Mt Cook was more than five hours round trip from the farm, so whilst trips to other lakes were common once a year or so, only once did we actually take the extra two-three hours round trip to see the mountain. Up until last year, I had only been twice, both on day trips, both times very lucky to see the mountain clearly. So this time last year, when we decided to explore parts of the South Island we thought we knew well but didn’t, Aoraki Mt Cook was high on my list.
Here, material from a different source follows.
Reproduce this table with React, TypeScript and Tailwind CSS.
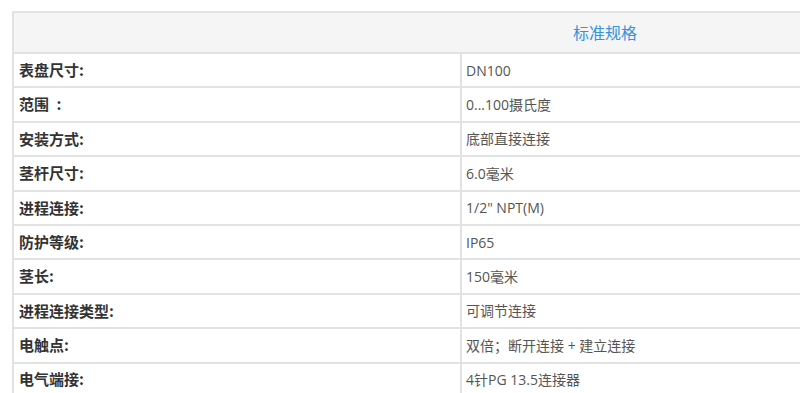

The national park is a popular base for climbers, of course. Established in 1953, the park has 19 peaks over 3,000 metres high, including Aoraki/Mount Cook, and glaciers cover 40% of the park. Sir Edmund Hillary climbed many of the park’s peaks, including Aoraki/Mt Cook, before successfully tackling the Himalayas and Everest. There is now a statue of him in the Mt Cook Village, along with an eponymous alpine centre that pays tribute to him and showcases the region.

We however, are not quite so adventurous as Sir Ed or the climbers who attempt to emulate his achievements. Fortunately, there are several very popular shorter walks for visitors to Mt Cook Village. We had chosen two of them, knowing that the weather and our schedule would mean we would have to miss a third. Still, that at least gives us an excuse to return.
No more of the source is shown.